The books and documents ready packed for shipment from Iraq to the US in 2003
If you are following the controversy over the Iraqi-Jewish archive, you could do worse than follow the website called Docex. This specialises in exploring the legal issues surrounding captured documents, cultural property, etc.This entry looks into the possiblity of using the US court system to prevent the return of the archives to Iraq.
The ongoing controversy over the Iraqi Jewish Archives (discussed in other contexts here, here, here, and here) -- which were found in Iraqi intelligence headquarters in Baghdad in 2003, brought to the United States for preservation, and are currently on display at the National Archives -- appears fairly straightforward: should they or should they not be returned to Iraq?
The U.S. government is planning to return the archives to Iraq next year, but there is significant opposition. An online petition and letters from Sen. Schumer and other members of Congress
to Secretary of State John Kerry demand that the United States not
return them. Separately, Iraq has indicated it may be willing to negotiate to allow them to stay longer -- but still temporarily -- in the United States.

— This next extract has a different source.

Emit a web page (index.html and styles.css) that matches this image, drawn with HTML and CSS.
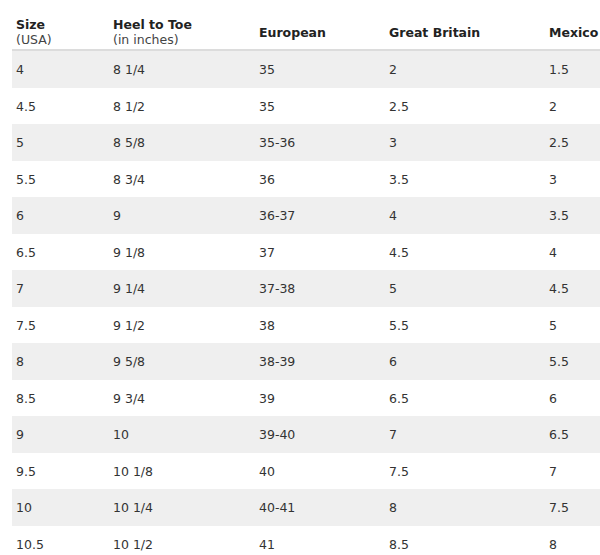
FILE: index.html
```html
<!DOCTYPE html>
<html>
<head>
<meta charset="utf-8">
<link rel="stylesheet" href="styles.css">
</head>
<body>
<table class="sizes">
  <thead>
    <tr>
      <th class="c1">Size<span class="sub">(USA)</span></th>
      <th class="c2">Heel to Toe<span class="sub">(in inches)</span></th>
      <th class="c3">European</th>
      <th class="c4">Great Britain</th>
      <th class="c5">Mexico</th>
    </tr>
  </thead>
  <tbody>
    <tr><td>4</td><td>8 1/4</td><td>35</td><td>2</td><td>1.5</td></tr>
    <tr><td>4.5</td><td>8 1/2</td><td>35</td><td>2.5</td><td>2</td></tr>
    <tr><td>5</td><td>8 5/8</td><td>35-36</td><td>3</td><td>2.5</td></tr>
    <tr><td>5.5</td><td>8 3/4</td><td>36</td><td>3.5</td><td>3</td></tr>
    <tr><td>6</td><td>9</td><td>36-37</td><td>4</td><td>3.5</td></tr>
    <tr><td>6.5</td><td>9 1/8</td><td>37</td><td>4.5</td><td>4</td></tr>
    <tr><td>7</td><td>9 1/4</td><td>37-38</td><td>5</td><td>4.5</td></tr>
    <tr><td>7.5</td><td>9 1/2</td><td>38</td><td>5.5</td><td>5</td></tr>
    <tr><td>8</td><td>9 5/8</td><td>38-39</td><td>6</td><td>5.5</td></tr>
    <tr><td>8.5</td><td>9 3/4</td><td>39</td><td>6.5</td><td>6</td></tr>
    <tr><td>9</td><td>10</td><td>39-40</td><td>7</td><td>6.5</td></tr>
    <tr><td>9.5</td><td>10 1/8</td><td>40</td><td>7.5</td><td>7</td></tr>
    <tr><td>10</td><td>10 1/4</td><td>40-41</td><td>8</td><td>7.5</td></tr>
    <tr><td>10.5</td><td>10 1/2</td><td>41</td><td>8.5</td><td>8</td></tr>
  </tbody>
</table>
</body>
</html>
```
FILE: styles.css
```css
html, body {
  margin: 0;
  padding: 0;
  overflow: hidden;
  background: #fff;
}
body {
  font-family: "DejaVu Sans", Verdana, sans-serif;
  font-size: 12.5px;
  color: #333;
}
.sizes {
  margin: 12px 0 0 12px;
  border-collapse: collapse;
  border-spacing: 0;
  width: 588px;
  table-layout: fixed;
}
.sizes th {
  text-align: left;
  vertical-align: middle;
  font-weight: bold;
  color: #222;
  line-height: 15px;
  padding: 5px 4px 2px;
  border-bottom: 2px solid #dcdcdc;
  white-space: nowrap;
}
.sizes .sub {
  display: block;
  font-weight: normal;
  color: #444;
}
.c1 { width: 89px; }
.c2 { width: 138px; }
.c3 { width: 122px; }
.c4 { width: 152px; }
.sizes td {
  padding: 11px 4px 9px;
  line-height: 16.5px;
  color: #333;
}
.sizes tbody tr:nth-child(odd) td {
  background: #efefef;
}
```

This post (the first of several on the debate) explores another
potential forum for the controversy: a U.S. court. Could a lawsuit
prevent the return of the archives and/or challenge Iraqi government
assertions of ownership?
The short answer is that the chances of formally blocking the return of
the archives to Iraq by court order are slim, but there is a navigable
path to persuading a U.S. court to adjudicate legal ownership over the
archives. While litigation is often a poor method of dispute
resolution, the Iraqi Jewish archives may present a scenario in which a
court's careful balancing of the property rights of individuals with the
sovereign rights of Iraq and a fact-intensive examination of the
history, the law, and the documents could be uniquely valuable.